Much Needed Electroshock

Wired for a sleep study

Tired of thoughts, thinking, decisions, and responsibility I snuck away this afternoon for some electroshock therapy to wash my brain of myself so I could be a more likable, non-aggressive, and a know-nothing allowing me to enjoy TV, professional sports, plastic chest enhancers, blonde highlights, white-framed sunglasses with gold trim, tramp stamps, pierced lips, McDonald’s, George Bush, war, blind consumption, bass from other peoples cars, and two or three other things that I can’t remember now because of fried neural connections no longer working – I think, well I don’t but I guess, maybe, probably.

A sleep study is the reason for the wiring, you hopeful, wishful John haters. I will still be a know-it-all, aggressive, unlikeable curmudgeon, just a well-rested one after this I hope.

Half a Halo of Rays

The sun is behind a dark narrow but tall cloud with dramatic sun rays extending out from the edges of the cloud

Today’s sky is dedicated to Chinese filmmaker, actor, and producer Wei Lo, hence the reference in my title to his film titled Half a Loaf of Kung Fu. Suppose it could have been dedicated to Jackie Chan as Half a Loaf was his first comedic film role. Lo Wei was maybe most famous for his film Fists of Fury with Bruce Lee. Anyway, how I made the connection to Half a Loaf of Kung fu is because I titled the photo Halo of Rays but then thought, it isn’t really a halo as a halo should be round and this is a little more than half, so, Half a Halo of Rays. Then, when looking for something to tie into that inspiration I read that Lo Wei had passed away in 1996 and so it felt like a nice moment to remember the famous man and his work.

Zzzzz…

The inside of an empty elevator at a doctors office. The elevator is bland, beige in color with flourescent lighting.

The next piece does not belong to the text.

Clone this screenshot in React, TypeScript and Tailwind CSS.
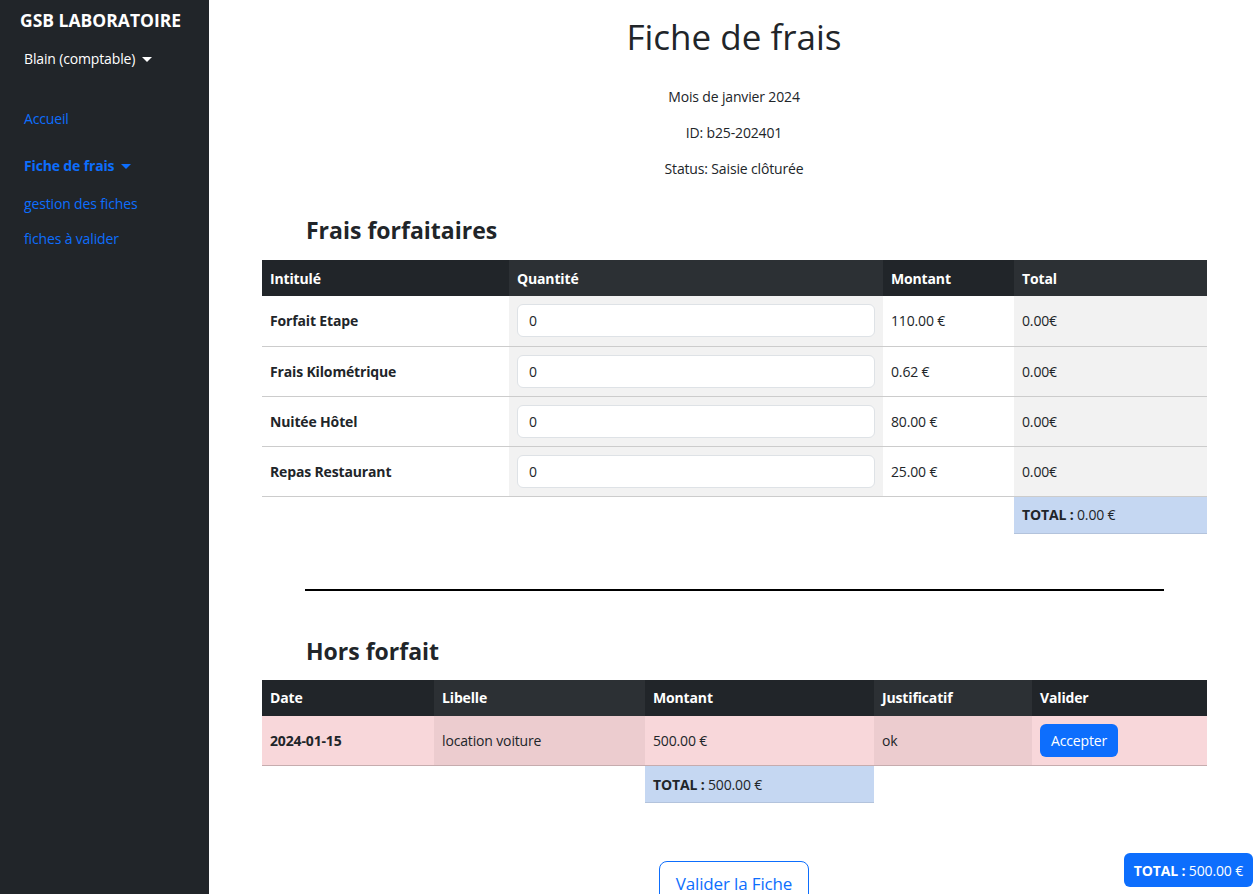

Today I visited a doctor specializing in sleep disorders. The elevator I had to take to his floor nearly put me to sleep. For years I have snored, so loudly as to have people beating on hotel room walls trying to have me turn down the decibels. Somehow, Caroline has grown relatively used to it, all but the interruptions in breathing. I suppose  hearing someone next to you stop breathing without knowing and you lie there waiting for the breathing to resume until it comes with a gasp, that might be a bit disconcerting. So after years of torturing my wife and explaining the problems to my primary care doctor, he recommended I visit Dr. Hooper at Arizona Lung and Sleep Disorder, we’ll see what comes out of it – yawn.